25 En zij zeiden: Gij hebt ons leven behouden; laat ons genade vinden in de ogen mijns heren, en wij zullen Farao's knechten zijn.
“You have saved our lives,” they said. “We have found favor in our lord’s eyes, and we will be Pharaoh’s servants.”
26 Jozef dan stelde ditzelve in tot een wet, tot dezen dag, over het land van Egypte, dat Farao het vijfde deel zou hebben; behalve dat alleen het land der priesteren van Farao niet werd.
So Joseph established a law that a fifth of the produce belongs to Pharaoh, and it is in effect in the land of Egypt to this day. Only the priests’ land does not belong to Pharaoh.

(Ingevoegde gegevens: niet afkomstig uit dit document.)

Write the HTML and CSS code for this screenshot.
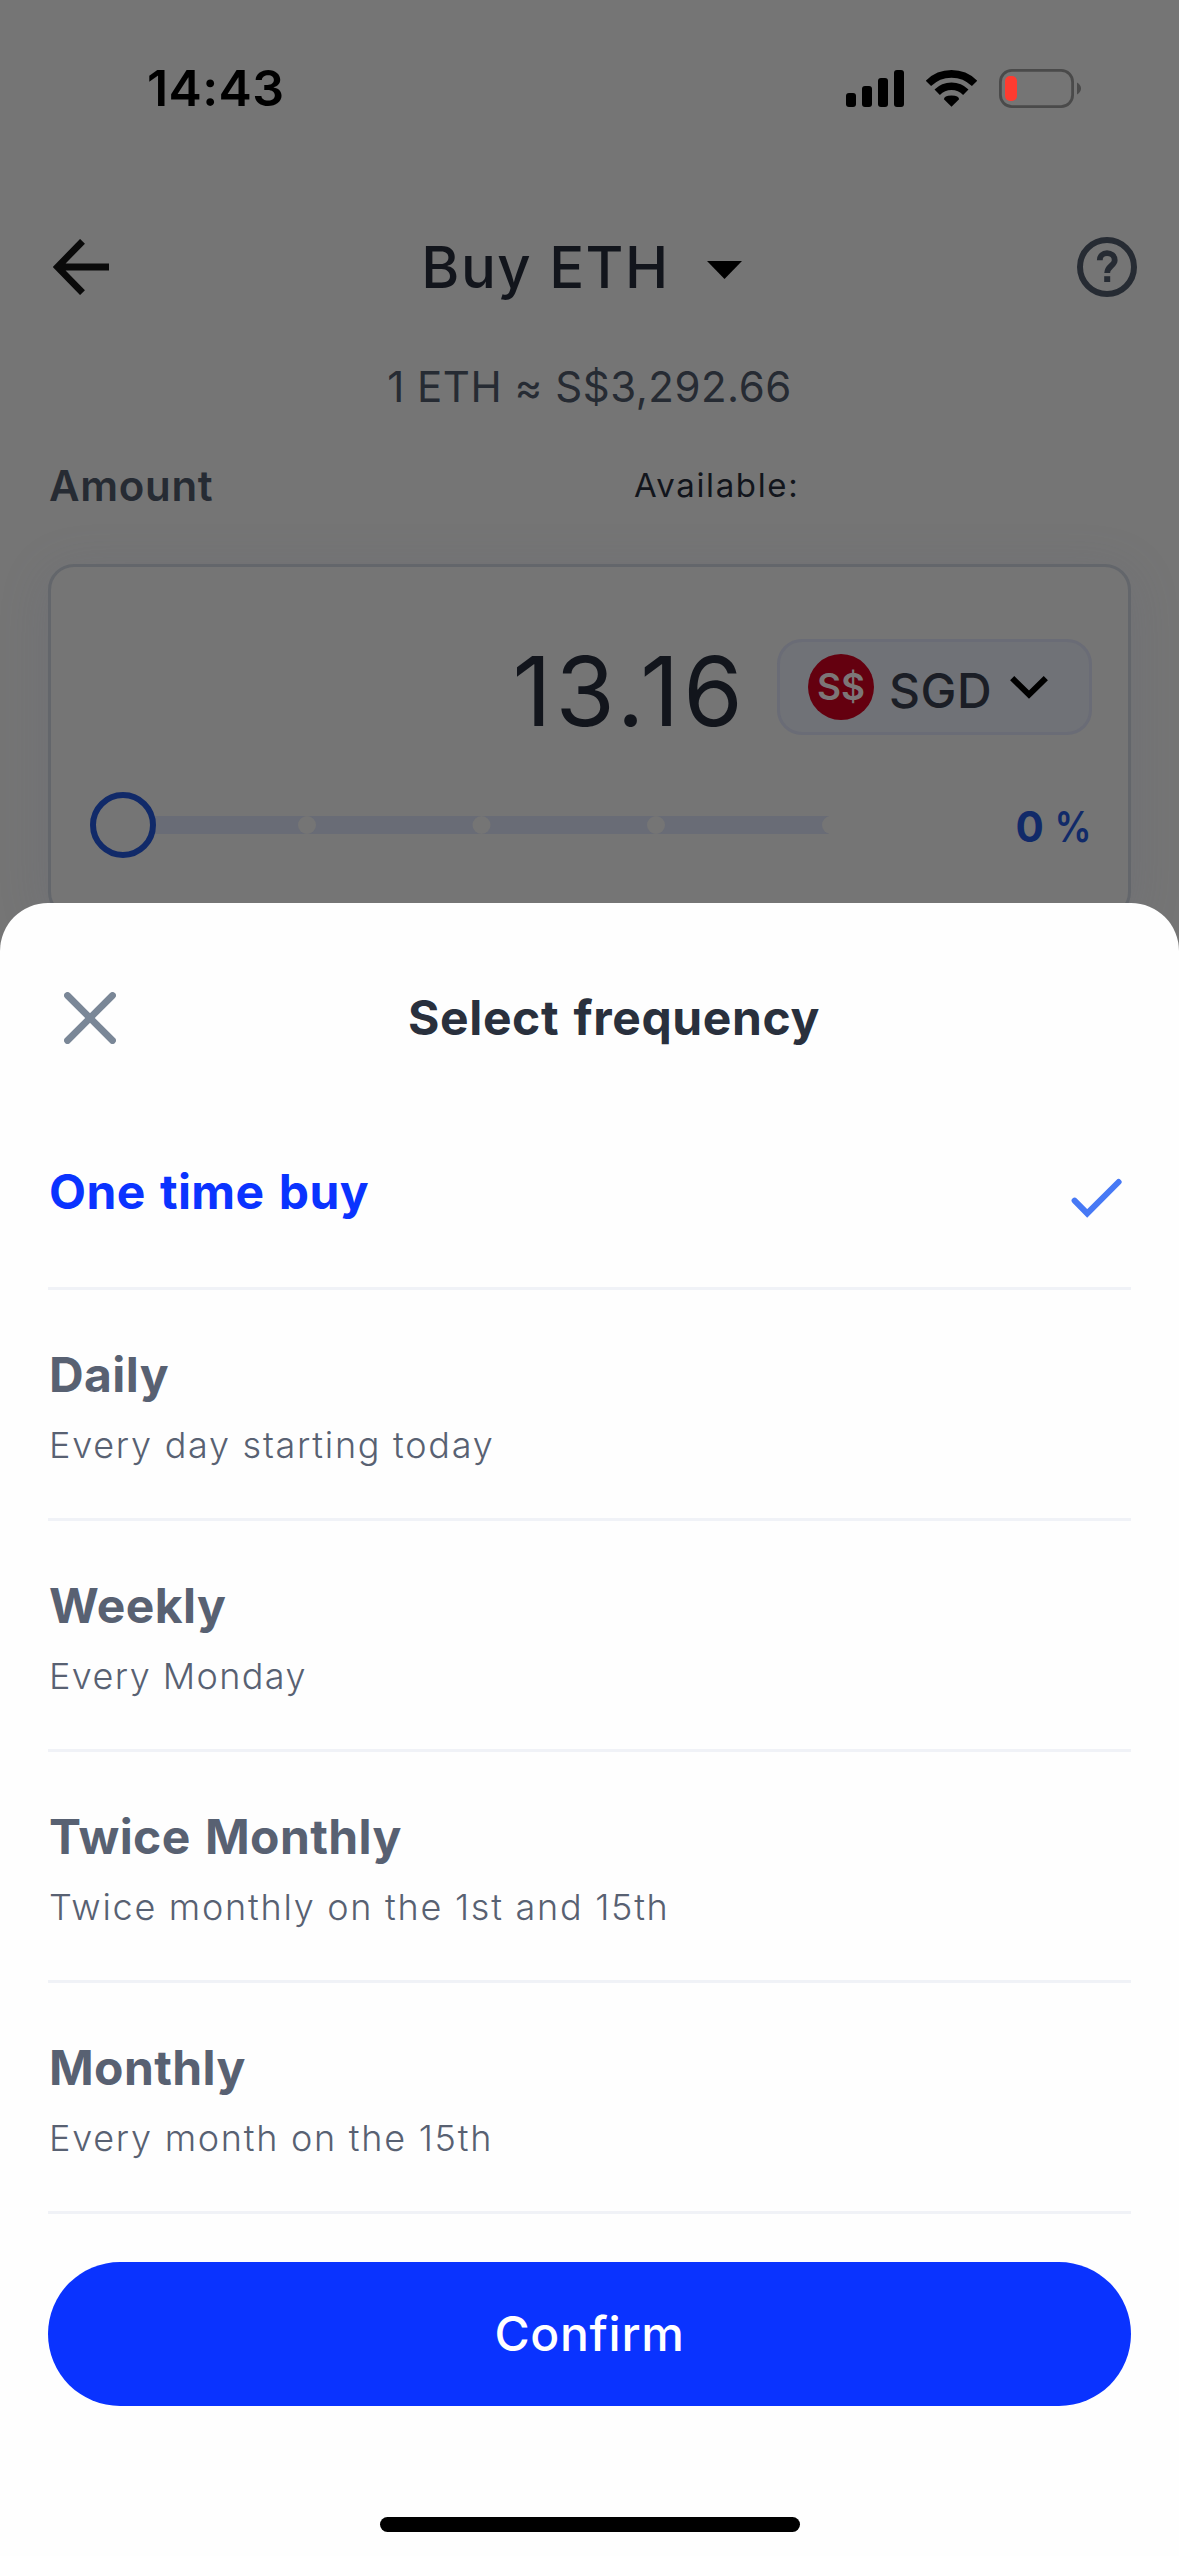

27 Zo woonde Israel in het land van Egypte, in het land Gosen; en zij stelden zich tot bezitters daarin, en zij werden vruchtbaar en vermeerderden zeer.
Now the Israelites settled in the land of Egypt, in the region of Goshen. They acquired property there and became fruitful and increased greatly in number.
28 En Jakob leefde in het land van Egypte zeventien jaar; zodat de dagen van Jakob, de jaren zijns levens, geweest zijn honderd zeven en veertig jaren.
And Jacob lived in the land of Egypt seventeen years, and the length of his life was 147 years.
29 Als nu de dagen van Israel naderden, dat hij sterven zou, zo riep hij zijn zoon Jozef, en zeide tot hem: Indien ik nu genade gevonden heb in uw ogen, zo leg toch uw hand onder mijn heup, en doe weldadigheid en trouw aan mij, en begraaf mij toch niet in Egypte;
When the time drew near for Israel to die, he called his son Joseph and said to him, “If I have found favor in your eyes, put your hand under my thigh and promise to show me kindness and faithfulness. Do not bury me in Egypt,
30 Maar dat ik bij mijn vaderen ligge; hierom zult gij mij uit Egypte voeren, en mij in hun graf begraven. En hij zeide: Ik zal doen naar uw woord!
but when I lie down with my fathers, carry me out of Egypt and bury me with them.” Joseph answered, “I will do as you have requested.”
31 En hij zeide: Zweer mij! en hij zwoer hem. En Israel boog zich ten hoofde van het bed.
“Swear to me,” Jacob said. So Joseph swore to him, and Israel bowed in worship at the head of his bed.